(REQUIREMENT):
Copy all the data exactly, except the pictures.
--- Begin ---
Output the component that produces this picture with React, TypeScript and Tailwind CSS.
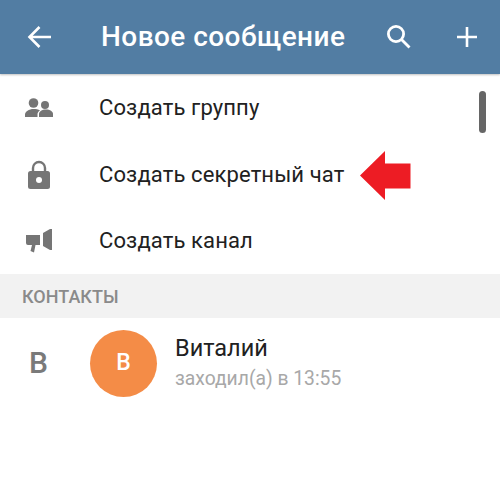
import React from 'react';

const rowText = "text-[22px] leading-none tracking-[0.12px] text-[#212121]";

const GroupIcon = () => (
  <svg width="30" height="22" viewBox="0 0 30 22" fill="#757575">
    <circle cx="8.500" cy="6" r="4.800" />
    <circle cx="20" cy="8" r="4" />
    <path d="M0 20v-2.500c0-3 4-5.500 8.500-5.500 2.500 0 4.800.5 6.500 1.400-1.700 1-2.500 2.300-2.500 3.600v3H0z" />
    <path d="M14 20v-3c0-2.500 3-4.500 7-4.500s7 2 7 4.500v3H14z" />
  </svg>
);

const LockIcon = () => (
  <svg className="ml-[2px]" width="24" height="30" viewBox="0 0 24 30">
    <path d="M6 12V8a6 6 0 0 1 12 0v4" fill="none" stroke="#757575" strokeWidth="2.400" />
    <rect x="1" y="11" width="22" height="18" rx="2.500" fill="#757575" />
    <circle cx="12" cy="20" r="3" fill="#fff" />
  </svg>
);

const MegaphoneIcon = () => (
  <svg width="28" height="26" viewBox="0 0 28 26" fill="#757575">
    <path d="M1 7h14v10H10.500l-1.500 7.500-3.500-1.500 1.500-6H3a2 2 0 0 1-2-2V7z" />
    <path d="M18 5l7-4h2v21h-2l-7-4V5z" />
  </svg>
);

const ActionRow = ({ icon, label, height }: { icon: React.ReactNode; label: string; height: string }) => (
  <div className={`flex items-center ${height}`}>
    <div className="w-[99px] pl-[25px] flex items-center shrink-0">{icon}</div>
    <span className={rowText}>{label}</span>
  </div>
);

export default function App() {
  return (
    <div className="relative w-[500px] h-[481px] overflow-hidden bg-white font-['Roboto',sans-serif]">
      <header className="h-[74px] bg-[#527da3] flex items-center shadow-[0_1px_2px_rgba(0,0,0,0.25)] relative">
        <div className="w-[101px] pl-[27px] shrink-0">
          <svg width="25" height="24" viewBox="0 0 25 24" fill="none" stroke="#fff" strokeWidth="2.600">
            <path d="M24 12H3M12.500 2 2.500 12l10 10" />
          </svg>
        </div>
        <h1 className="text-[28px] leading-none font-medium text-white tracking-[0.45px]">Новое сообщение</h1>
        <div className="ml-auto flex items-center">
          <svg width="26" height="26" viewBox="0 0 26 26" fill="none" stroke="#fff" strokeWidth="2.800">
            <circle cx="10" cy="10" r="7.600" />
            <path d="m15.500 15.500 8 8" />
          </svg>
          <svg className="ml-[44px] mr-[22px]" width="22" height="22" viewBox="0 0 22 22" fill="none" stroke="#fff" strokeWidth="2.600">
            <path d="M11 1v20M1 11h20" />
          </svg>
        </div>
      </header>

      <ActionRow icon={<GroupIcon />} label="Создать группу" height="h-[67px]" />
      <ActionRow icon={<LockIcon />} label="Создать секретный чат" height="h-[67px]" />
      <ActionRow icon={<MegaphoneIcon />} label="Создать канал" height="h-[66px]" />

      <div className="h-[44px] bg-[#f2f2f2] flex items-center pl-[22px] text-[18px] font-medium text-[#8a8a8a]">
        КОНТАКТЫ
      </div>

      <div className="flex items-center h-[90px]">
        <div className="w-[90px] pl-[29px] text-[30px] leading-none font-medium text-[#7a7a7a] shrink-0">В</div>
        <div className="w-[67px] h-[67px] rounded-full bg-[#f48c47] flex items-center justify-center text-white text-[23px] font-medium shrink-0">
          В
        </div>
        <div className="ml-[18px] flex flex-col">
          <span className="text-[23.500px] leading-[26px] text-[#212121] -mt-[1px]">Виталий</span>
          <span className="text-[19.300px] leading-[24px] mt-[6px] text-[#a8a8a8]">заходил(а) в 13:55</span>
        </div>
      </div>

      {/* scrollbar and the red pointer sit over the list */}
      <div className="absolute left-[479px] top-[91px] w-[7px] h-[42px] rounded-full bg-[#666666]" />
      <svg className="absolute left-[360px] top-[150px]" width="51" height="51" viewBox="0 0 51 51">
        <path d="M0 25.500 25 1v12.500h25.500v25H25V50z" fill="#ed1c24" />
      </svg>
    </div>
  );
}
--- End ---
(ANSWER TO THIS EXERCISE):
Output the component that produces this picture with React, TypeScript and Tailwind CSS.
import React from 'react';

const rowText = "text-[22px] leading-none tracking-[0.12px] text-[#212121]";

const GroupIcon = () => (
  <svg width="30" height="22" viewBox="0 0 30 22" fill="#757575">
    <circle cx="8.500" cy="6" r="4.800" />
    <circle cx="20" cy="8" r="4" />
    <path d="M0 20v-2.500c0-3 4-5.500 8.500-5.500 2.500 0 4.800.5 6.500 1.400-1.700 1-2.500 2.300-2.500 3.600v3H0z" />
    <path d="M14 20v-3c0-2.500 3-4.500 7-4.500s7 2 7 4.500v3H14z" />
  </svg>
);

const LockIcon = () => (
  <svg className="ml-[2px]" width="24" height="30" viewBox="0 0 24 30">
    <path d="M6 12V8a6 6 0 0 1 12 0v4" fill="none" stroke="#757575" strokeWidth="2.400" />
    <rect x="1" y="11" width="22" height="18" rx="2.500" fill="#757575" />
    <circle cx="12" cy="20" r="3" fill="#fff" />
  </svg>
);

const MegaphoneIcon = () => (
  <svg width="28" height="26" viewBox="0 0 28 26" fill="#757575">
    <path d="M1 7h14v10H10.500l-1.500 7.500-3.500-1.500 1.500-6H3a2 2 0 0 1-2-2V7z" />
    <path d="M18 5l7-4h2v21h-2l-7-4V5z" />
  </svg>
);

const ActionRow = ({ icon, label, height }: { icon: React.ReactNode; label: string; height: string }) => (
  <div className={`flex items-center ${height}`}>
    <div className="w-[99px] pl-[25px] flex items-center shrink-0">{icon}</div>
    <span className={rowText}>{label}</span>
  </div>
);

export default function App() {
  return (
    <div className="relative w-[500px] h-[481px] overflow-hidden bg-white font-['Roboto',sans-serif]">
      <header className="h-[74px] bg-[#527da3] flex items-center shadow-[0_1px_2px_rgba(0,0,0,0.25)] relative">
        <div className="w-[101px] pl-[27px] shrink-0">
          <svg width="25" height="24" viewBox="0 0 25 24" fill="none" stroke="#fff" strokeWidth="2.600">
            <path d="M24 12H3M12.500 2 2.500 12l10 10" />
          </svg>
        </div>
        <h1 className="text-[28px] leading-none font-medium text-white tracking-[0.45px]">Новое сообщение</h1>
        <div className="ml-auto flex items-center">
          <svg width="26" height="26" viewBox="0 0 26 26" fill="none" stroke="#fff" strokeWidth="2.800">
            <circle cx="10" cy="10" r="7.600" />
            <path d="m15.500 15.500 8 8" />
          </svg>
          <svg className="ml-[44px] mr-[22px]" width="22" height="22" viewBox="0 0 22 22" fill="none" stroke="#fff" strokeWidth="2.600">
            <path d="M11 1v20M1 11h20" />
          </svg>
        </div>
      </header>

      <ActionRow icon={<GroupIcon />} label="Создать группу" height="h-[67px]" />
      <ActionRow icon={<LockIcon />} label="Создать секретный чат" height="h-[67px]" />
      <ActionRow icon={<MegaphoneIcon />} label="Создать канал" height="h-[66px]" />

      <div className="h-[44px] bg-[#f2f2f2] flex items-center pl-[22px] text-[18px] font-medium text-[#8a8a8a]">
        КОНТАКТЫ
      </div>

      <div className="flex items-center h-[90px]">
        <div className="w-[90px] pl-[29px] text-[30px] leading-none font-medium text-[#7a7a7a] shrink-0">В</div>
        <div className="w-[67px] h-[67px] rounded-full bg-[#f48c47] flex items-center justify-center text-white text-[23px] font-medium shrink-0">
          В
        </div>
        <div className="ml-[18px] flex flex-col">
          <span className="text-[23.500px] leading-[26px] text-[#212121] -mt-[1px]">Виталий</span>
          <span className="text-[19.300px] leading-[24px] mt-[6px] text-[#a8a8a8]">заходил(а) в 13:55</span>
        </div>
      </div>

      {/* scrollbar and the red pointer sit over the list */}
      <div className="absolute left-[479px] top-[91px] w-[7px] h-[42px] rounded-full bg-[#666666]" />
      <svg className="absolute left-[360px] top-[150px]" width="51" height="51" viewBox="0 0 51 51">
        <path d="M0 25.500 25 1v12.500h25.500v25H25V50z" fill="#ed1c24" />
      </svg>
    </div>
  );
}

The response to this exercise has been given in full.